Die Energieinflation wird jedoch in den kommenden Quartalen (aufgrund starker disinflationärer Basiseffekte) drastisch zurückgehen und in diesem Jahr weniger als 10 % der Gesamtinflation ausmachen. Wir gehen davon aus, dass die Inflation in diesem Jahr ungewöhnlich hoch bleiben wird, aber ab dem zweiten Quartal wird sich der Energiepreisdruck auf den Preisdruck durch Waren und Dienstleistungen (Kerninflation") verlagern, der in den letzten Monaten an Dynamik gewonnen hat. Bei der Energie- (und Nahrungsmittel-) Inflation werden die Basiseffekte jetzt immer stärker, insbesondere in den Ländern, in denen die Preisstopps erst später im Jahr eingeführt wurden. Auf der Grundlage unserer jüngsten Energiepreisprognose gehen wir davon aus, dass der Energiebereich in diesem Jahr nur 7 % zur Gesamtinflation in der Eurozone beitragen wird, gegenüber 49 % im Jahr 2022. In Deutschland beispielsweise werden die Energiepreise im März und April stark beeinflusst werden, da der öffentliche Sektor die Haushalte durch einen Ausgleich für den Anstieg der Strompreise in der zweiten Hälfte des vergangenen Jahres unterstützt.

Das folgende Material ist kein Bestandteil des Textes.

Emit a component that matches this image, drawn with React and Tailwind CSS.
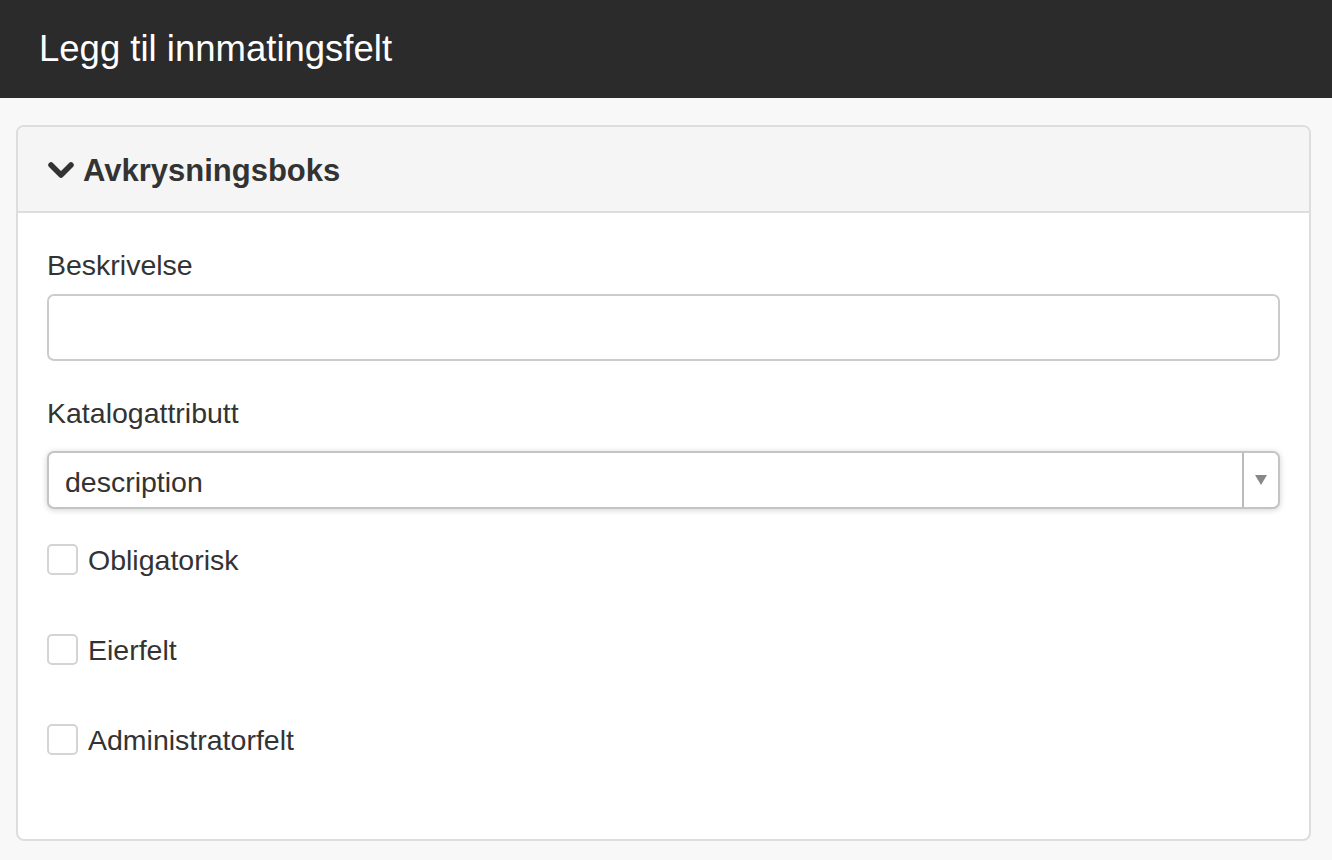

Trotz des Rückgangs der Energieinflation schafft der negative Angebotsschock für die Inflation immer noch ein schwieriges Umfeld für die Geldpolitik. Da die "göttliche Fügung" einer niedrigen Inflation in Zeiten verlangsamten Wachstums nicht zutrifft, müsste die EZB eine Vorausschau auf ihren Leitzinspfad formulieren, die die Gesamtnachfrage nicht übermäßig bremst (auch in Anbetracht der Tatsache, dass die wirtschaftlichen Auswirkungen der strengeren Finanzierungsbedingungen mit erheblicher Verzögerung eintreten). Wir gehen davon aus, dass die EZB den effektiven Leitzins bis Mai auf 3,25 % anheben und trotz des stagnierenden Wachstums im Jahr 2023 eine restriktive Haltung beibehalten wird.